**AVAILABLE DATA**:
----
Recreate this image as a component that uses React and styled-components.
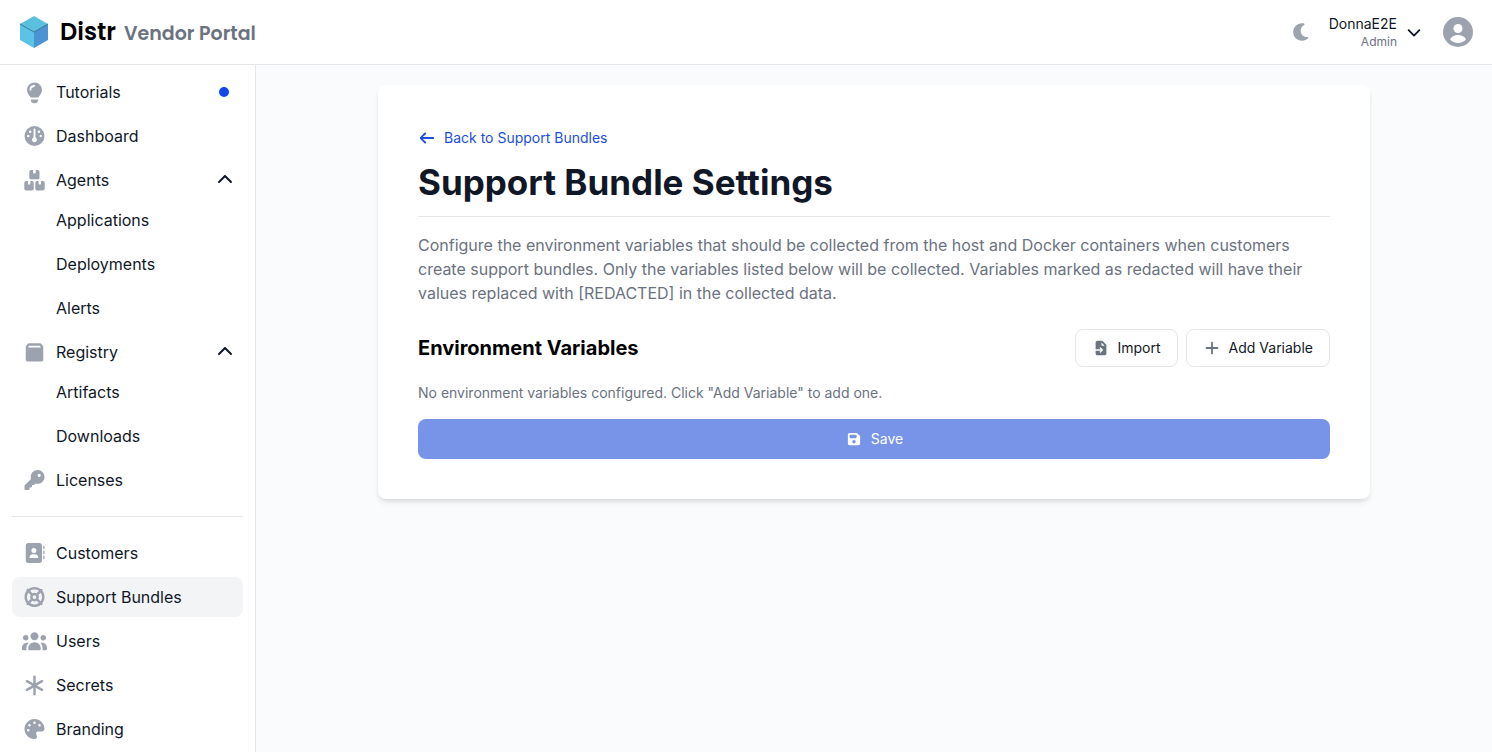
import styled, { createGlobalStyle } from "styled-components";
import {
  FaAddressBook,
  FaFloppyDisk,
  FaGauge,
  FaKey,
  FaLifeRing,
  FaPalette,
} from "react-icons/fa6";

const App = () => {
  return (
    <>
      <GlobalStyle />
      <Header>
        <Brand href="#">
          <Logo />
          <BrandText>
            <BrandName>Distr</BrandName>
            <PortalName>Vendor Portal</PortalName>
          </BrandText>
        </Brand>
        <HeaderRight>
          <ThemeButton aria-label="Toggle dark mode">
            <Icon d={paths.moon} />
          </ThemeButton>
          <OrgButton>
            <OrgText>
              <OrgName>DonnaE2E</OrgName>
              <OrgRole>Admin</OrgRole>
            </OrgText>
            <Icon d={paths.chevronDown} />
          </OrgButton>
          <AvatarButton aria-label="User menu">
            <Avatar />
          </AvatarButton>
        </HeaderRight>
      </Header>
      <Body>
        <Sidebar>
          <NavItem href="#">
            <Icon d={paths.lightbulb} />
            Tutorials
            <Dot />
          </NavItem>
          <NavItem href="#">
            <FaGauge />
            Dashboard
          </NavItem>
          <NavGroup>
            <NavToggle aria-expanded="true">
              <Icon d={paths.boxes} />
              Agents
              <Icon d={paths.chevronUp} />
            </NavToggle>
            <SubList>
              <SubItem href="#">Applications</SubItem>
              <SubItem href="#">Deployments</SubItem>
              <SubItem href="#">Alerts</SubItem>
            </SubList>
          </NavGroup>
          <NavGroup>
            <NavToggle aria-expanded="true">
              <Icon d={paths.box} />
              Registry
              <Icon d={paths.chevronUp} />
            </NavToggle>
            <SubList>
              <SubItem href="#">Artifacts</SubItem>
              <SubItem href="#">Downloads</SubItem>
            </SubList>
          </NavGroup>
          <NavItem href="#">
            <FaKey />
            Licenses
          </NavItem>
          <Divider />
          <NavItem href="#">
            <FaAddressBook />
            Customers
          </NavItem>
          <NavItem href="#" $active>
            <FaLifeRing />
            Support Bundles
          </NavItem>
          <NavItem href="#">
            <Icon d={paths.users} />
            Users
          </NavItem>
          <NavItem href="#">
            <Icon d={paths.asterisk} />
            Secrets
          </NavItem>
          <NavItem href="#">
            <FaPalette />
            Branding
          </NavItem>
        </Sidebar>
        <Main>
          <Card>
            <BackLink href="#">
              <Icon d={paths.arrowLeft} />
              Back to Support Bundles
            </BackLink>
            <Title>Support Bundle Settings</Title>
            <Description>
              Configure the environment variables that should be collected from
              the host and Docker containers when customers create support
              bundles. Only the variables listed below will be collected.
              Variables marked as redacted will have their values replaced with
              [REDACTED] in the collected data.
            </Description>
            <SectionHeader>
              <SectionTitle>Environment Variables</SectionTitle>
              <Actions>
                <OutlineButton>
                  <Icon d={paths.fileImport} />
                  Import
                </OutlineButton>
                <OutlineButton>
                  <Icon d={paths.plus} />
                  Add Variable
                </OutlineButton>
              </Actions>
            </SectionHeader>
            <EmptyText>
              No environment variables configured. Click "Add Variable" to add
              one.
            </EmptyText>
            <SaveButton disabled>
              <FaFloppyDisk />
              Save
            </SaveButton>
          </Card>
        </Main>
      </Body>
    </>
  );
};

export default App;

const paths = {
  moon: "M320 64C178.6 64 64 178.6 64 320C64 461.4 178.6 576 320 576C388.8 576 451.3 548.8 497.3 504.6C504.6 497.6 506.7 486.7 502.6 477.5C498.5 468.3 488.9 462.6 478.8 463.4C473.9 463.8 469 464 464 464C362.4 464 280 381.6 280 280C280 207.9 321.5 145.4 382.1 115.2C391.2 110.7 396.4 100.9 395.2 90.8C394 80.7 386.6 72.5 376.7 70.3C358.4 66.2 339.4 64 320 64z",
  chevronDown:
    "M297.4 470.6C309.9 483.1 330.2 483.1 342.7 470.6L534.7 278.6C547.2 266.1 547.2 245.8 534.7 233.3C522.2 220.8 501.9 220.8 489.4 233.3L320 402.7L150.6 233.4C138.1 220.9 117.8 220.9 105.3 233.4C92.8 245.9 92.8 266.2 105.3 278.7L297.3 470.7z",
  chevronUp:
    "M297.4 169.4C309.9 156.9 330.2 156.9 342.7 169.4L534.7 361.4C547.2 373.9 547.2 394.2 534.7 406.7C522.2 419.2 501.9 419.2 489.4 406.7L320 237.3L150.6 406.6C138.1 419.1 117.8 419.1 105.3 406.6C92.8 394.1 92.8 373.8 105.3 361.3L297.3 169.3z",
  lightbulb:
    "M420.9 448C428.2 425.7 442.8 405.5 459.3 388.1C492 353.7 512 307.2 512 256C512 150 426 64 320 64C214 64 128 150 128 256C128 307.2 148 353.7 180.7 388.1C197.2 405.5 211.9 425.7 219.1 448L420.8 448zM416 496L224 496L224 512C224 556.2 259.8 592 304 592L336 592C380.2 592 416 556.2 416 512L416 496zM312 176C272.2 176 240 208.2 240 248C240 261.3 229.3 272 216 272C202.7 272 192 261.3 192 248C192 181.7 245.7 128 312 128C325.3 128 336 138.7 336 152C336 165.3 325.3 176 312 176z",
  boxes:
    "M232 54H284V124Q284 142 300 142H336Q352 142 352 124V54H404Q448 54 448 98V248Q448 288 408 288H228Q188 288 188 248V98Q188 54 232 54zM108 332H152V402Q152 420 168 420H198Q214 420 214 402V332H256Q300 332 300 376V532Q300 576 256 576H108Q58 576 58 532V376Q58 332 108 332zM384 332H426V402Q426 420 442 420H472Q488 420 488 402V332H532Q582 332 582 376V532Q582 576 532 576H384Q340 576 340 532V376Q340 332 384 332z",
  box: "M182 84H458Q486 84 502 106L532 148Q544 164 544 186V496Q544 552 488 552H152Q96 552 96 496V186Q96 164 108 148L138 106Q154 84 182 84zM186 148Q180 148 176 153L160 180Q154 192 168 192H472Q486 192 480 180L464 153Q460 148 454 148z",
  users:
    "M320 80C377.4 80 424 126.6 424 184C424 241.4 377.4 288 320 288C262.6 288 216 241.4 216 184C216 126.6 262.6 80 320 80zM96 152C135.8 152 168 184.2 168 224C168 263.8 135.8 296 96 296C56.2 296 24 263.8 24 224C24 184.2 56.2 152 96 152zM0 480C0 409.3 57.3 352 128 352C140.8 352 153.2 353.9 164.9 357.4C132 394.2 112 442.8 112 496L112 512C112 523.4 114.4 534.2 118.7 544L32 544C14.3 544 0 529.7 0 512L0 480zM521.3 544C525.6 534.2 528 523.4 528 512L528 496C528 442.8 508 394.2 475.1 357.4C486.8 353.9 499.2 352 512 352C582.7 352 640 409.3 640 480L640 512C640 529.7 625.7 544 608 544L521.3 544zM472 224C472 184.2 504.2 152 544 152C583.8 152 616 184.2 616 224C616 263.8 583.8 296 544 296C504.2 296 472 263.8 472 224zM160 496C160 407.6 231.6 336 320 336C408.4 336 480 407.6 480 496L480 512C480 529.7 465.7 544 448 544L192 544C174.3 544 160 529.7 160 512L160 496z",
  asterisk:
    "M320 64C337.7 64 352 78.3 352 96V264.600L496.500 181.200C511.800 172.400 531.400 177.600 540.200 192.900C549 208.200 543.800 227.800 528.500 236.600L384 320L528.500 403.400C543.800 412.200 549 431.800 540.200 447.100C531.400 462.400 511.800 467.600 496.500 458.800L352 375.400V544C352 561.700 337.700 576 320 576C302.300 576 288 561.700 288 544V375.400L143.500 458.800C128.200 467.600 108.600 462.400 99.800 447.100C91 431.800 96.200 412.200 111.500 403.400L256 320L111.500 236.600C96.200 227.800 91 208.200 99.800 192.900C108.600 177.600 128.200 172.400 143.500 181.200L288 264.600V96C288 78.300 302.300 64 320 64z",
  arrowLeft:
    "M73.4 297.4C60.9 309.9 60.9 330.2 73.4 342.7L233.4 502.7C245.9 515.2 266.2 515.2 278.7 502.7C291.2 490.2 291.2 469.9 278.7 457.4L173.3 352L544 352C561.7 352 576 337.7 576 320C576 302.3 561.7 288 544 288L173.3 288L278.7 182.6C291.2 170.1 291.2 149.8 278.7 137.3C266.2 124.8 245.9 124.8 233.4 137.3L73.4 297.3z",
  fileImport:
    "M192 64C156.7 64 128 92.7 128 128L128 368L310.1 368L279.1 337C269.7 327.6 269.7 312.4 279.1 303.1C288.5 293.8 303.7 293.7 313 303.1L385 375.1C394.4 384.5 394.4 399.7 385 409L313 481C303.6 490.4 288.4 490.4 279.1 481C269.8 471.6 269.7 456.4 279.1 447.1L310.1 416.1L128 416.1L128 512.1C128 547.4 156.7 576.1 192 576.1L448 576.1C483.3 576.1 512 547.4 512 512.1L512 234.6C512 217.6 505.3 201.3 493.3 189.3L386.7 82.7C374.7 70.7 358.5 64 341.5 64L192 64zM453.5 240L360 240C346.7 240 336 229.3 336 216L336 122.5L453.5 240z",
  plus: "M352 128C352 110.3 337.7 96 320 96C302.3 96 288 110.3 288 128L288 288L128 288C110.3 288 96 302.3 96 320C96 337.7 110.3 352 128 352L288 352L288 512C288 529.7 302.3 544 320 544C337.7 544 352 529.7 352 512L352 352L512 352C529.7 352 544 337.7 544 320C544 302.3 529.7 288 512 288L352 288L352 128z",
};

const Icon = ({ d }) => (
  <svg viewBox="0 0 640 640" fill="currentColor" aria-hidden="true">
    <path d={d} fillRule="evenodd" />
  </svg>
);

const Logo = () => (
  <svg width="28" height="32" viewBox="0 0 28 32" aria-hidden="true">
    <path d="M14 0 28 8 14 16 0 8Z" fill="#5bc0de" />
    <path d="M0 8 14 16V32L0 24Z" fill="#5cc3e6" />
    <path d="M28 8 14 16V32L28 24Z" fill="#4a94d4" />
    <path d="M0 8 14 16 28 8" fill="none" stroke="#23648c" strokeWidth="0.8" />
  </svg>
);

const Avatar = () => (
  <svg width="30" height="30" viewBox="0 0 30 30" aria-hidden="true">
    <circle cx="15" cy="15" r="15" fill="#9ca3af" />
    <circle cx="15" cy="11.5" r="4.5" fill="#fff" />
    <path
      d="M7 22.5c1.2-3 4.3-4.5 8-4.5s6.8 1.5 8 4.5c-2 2.3-4.8 3.5-8 3.5s-6-1.2-8-3.5Z"
      fill="#fff"
    />
  </svg>
);

const GlobalStyle = createGlobalStyle`
  * {
    box-sizing: border-box;
  }
  body {
    margin: 0;
    background: #f9fbfd;
    color: #101828;
    font-family: Inter, "Liberation Sans", sans-serif;
    font-size: 16px;
    line-height: 24px;
  }
  #root {
    display: flex;
    flex-direction: column;
    height: 100vh;
  }
  a {
    color: inherit;
    text-decoration: none;
  }
  button {
    margin: 0;
    padding: 0;
    border: none;
    background: none;
    color: inherit;
    font: inherit;
  }
  svg {
    flex: none;
  }
`;

const Header = styled.header`
  display: flex;
  flex: none;
  align-items: center;
  justify-content: space-between;
  height: 65px;
  padding: 0 19px 0 20px;
  border-bottom: 1px solid #e5e7eb;
  background: #ffffff;
`;

const Brand = styled.a`
  display: flex;
  align-items: center;
  gap: 12px;
  font-family: Poppins, Inter, sans-serif;
  font-weight: 600;
`;

const BrandText = styled.span`
  display: flex;
  align-items: baseline;
  gap: 8px;
  padding-top: 2px;
`;

const BrandName = styled.span`
  color: #000000;
  font-size: 24px;
`;

const PortalName = styled.span`
  color: #6b7280;
  font-size: 19px;
`;

const HeaderRight = styled.div`
  display: flex;
  align-items: center;
`;

const ThemeButton = styled.button`
  display: flex;
  color: #9ca3af;
  svg {
    width: 22px;
    height: 22px;
  }
`;

const OrgButton = styled.button`
  display: flex;
  align-items: center;
  gap: 8px;
  margin: 0 20px 0 16px;
  svg {
    width: 18px;
    height: 18px;
  }
`;

const OrgText = styled.span`
  display: flex;
  flex-direction: column;
  text-align: right;
`;

const OrgName = styled.span`
  font-size: 14px;
  line-height: 20px;
`;

const OrgRole = styled.span`
  color: #6b7280;
  font-size: 12px;
  line-height: 16px;
`;

const AvatarButton = styled.button`
  display: flex;
`;

const Body = styled.div`
  display: flex;
  flex: 1;
  min-height: 0;
`;

const Sidebar = styled.nav`
  display: flex;
  flex: none;
  flex-direction: column;
  gap: 4px;
  width: 256px;
  padding: 7px 12px;
  overflow: hidden;
  border-right: 1px solid #e5e7eb;
  background: #ffffff;
`;

const NavItem = styled.a`
  display: flex;
  flex: none;
  align-items: center;
  gap: 9px;
  width: 100%;
  height: 40px;
  padding: 0 8px 0 10px;
  border-radius: 8px;
  background: ${({ $active }) => ($active ? "#f3f4f6" : "transparent")};
  svg:first-child {
    width: 25px;
    height: 20px;
    color: #9ca3af;
  }
  svg[viewBox="0 0 640 640"]:first-child {
    height: 25px;
  }
`;

const NavToggle = styled(NavItem).attrs({ as: "button" })`
  svg:last-child {
    width: 20px;
    height: 20px;
    margin-left: auto;
  }
`;

const Dot = styled.span`
  width: 10px;
  height: 10px;
  margin: 0 6px 0 auto;
  border-radius: 50%;
  background: #1447e6;
`;

const NavGroup = styled.div`
  flex: none;
`;

const SubList = styled.div`
  display: flex;
  flex-direction: column;
  gap: 4px;
`;

const SubItem = styled(NavItem)`
  padding-left: 44px;
`;

const Divider = styled.hr`
  flex: none;
  width: 100%;
  margin: 12px 0;
  border: none;
  border-top: 1px solid #e5e7eb;
`;

const Main = styled.main`
  flex: 1;
  padding: 20px;
`;

const Card = styled.section`
  max-width: 992px;
  margin: 0 auto;
  padding: 40px;
  border-radius: 8px;
  background: #ffffff;
  box-shadow: 0 4px 6px -1px rgba(0, 0, 0, 0.1),
    0 2px 4px -2px rgba(0, 0, 0, 0.1);
`;

const BackLink = styled.a`
  display: flex;
  align-items: center;
  gap: 8px;
  width: fit-content;
  color: #1d4ed8;
  font-size: 14px;
  line-height: 26px;
  svg {
    width: 18px;
    height: 18px;
  }
`;

const Title = styled.h1`
  margin: 11px 0 16px;
  padding-bottom: 14px;
  border-bottom: 1px solid #e5e7eb;
  font-size: 35px;
  font-weight: 700;
  line-height: 40px;
`;

const Description = styled.p`
  margin: 0 0 24px;
  color: #6b7280;
`;

const SectionHeader = styled.div`
  display: flex;
  align-items: center;
  justify-content: space-between;
  margin-bottom: 16px;
`;

const SectionTitle = styled.h2`
  margin: 0;
  color: #000000;
  font-size: 20px;
  font-weight: 700;
  line-height: 28px;
`;

const Actions = styled.div`
  display: flex;
  gap: 8px;
`;

const OutlineButton = styled.button`
  display: flex;
  align-items: center;
  gap: 8px;
  height: 38px;
  padding: 0 16px;
  border: 1px solid #e5e7eb;
  border-radius: 8px;
  font-size: 14px;
  line-height: 20px;
  svg {
    width: 18px;
    height: 18px;
    color: #6b7280;
  }
`;

const EmptyText = styled.p`
  margin: 0 0 16px;
  color: #6b7280;
  font-size: 14px;
  line-height: 20px;
`;

const SaveButton = styled.button`
  display: flex;
  align-items: center;
  justify-content: center;
  gap: 8px;
  width: 100%;
  height: 40px;
  border-radius: 8px;
  background: #7794e8;
  color: #ffffff;
  font-size: 14px;
  line-height: 20px;
  svg {
    width: 18px;
    height: 14px;
  }
`;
----
**GIVEN EXERCISE**:
Identify and list each line with the word "that".

**EXPECTED OUTPUT**:
Recreate this image as a component that uses React and styled-components.
              Configure the environment variables that should be collected from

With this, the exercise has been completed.